In other words, if you don't want to pay SugarCRM, go out and build your own free distribution and support it yourself or via another firm. "Our business model is based on an open source project, for which we actively develop the product and provide full support," Roberts said. The open source development methodology results in better software than black box, proprietary implementations, but the non-profit, open source model of a collection of developers who only work part-time doesn't cut it, he said. "We can produce vastly more code and functionality than we could part-time." And, you can keep some of the code behind a pay wall to help the sales effort.
"We don't believe in just providing a binary. We are really a community within a community. We are extremely fair and strict. We would never take something from a developer and put in a commercial product," Roberts continued. "People are comfortable with a hybrid model. They like the code, the application, the way the release cycle is managed, the cost and having input. It's ok to hold back a little bit, and we are consistent release to release for larger organizations. And, other parts of the community are ok with it because the larger organization funds the open source development. Commercial open source is in a gray area--we have to have clean separation between free and commercial versions."

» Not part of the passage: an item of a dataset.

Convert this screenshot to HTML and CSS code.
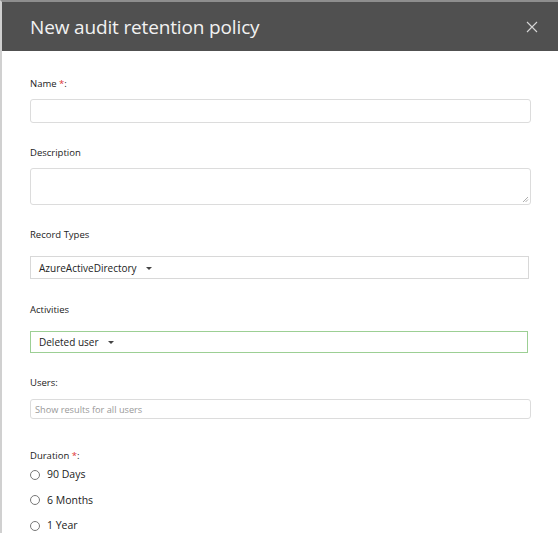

A gray area indeed. Given what Roberts has said, the company should adjust the statement on its Web site about open source to be more in line with its commercial practices:
At SugarCRM, our source code is available to all. Download it, install it, run it for free or upgrade to a commercial license - your choice. Our bug lists are published, our feature roadmap laid out, our quality assurance testing shared with real customers - in real time. We only want to be paid once we have proven we have generated value for your company, not one minute sooner.
Postscript: Simon received an e-mail from Clint Oram, one of SugarCRM's founders and director for the SugarCRM open source project. Oram said that his company is looking at releasing the group permissions functionality that Simon requested into the Open Source edition in an upcoming release...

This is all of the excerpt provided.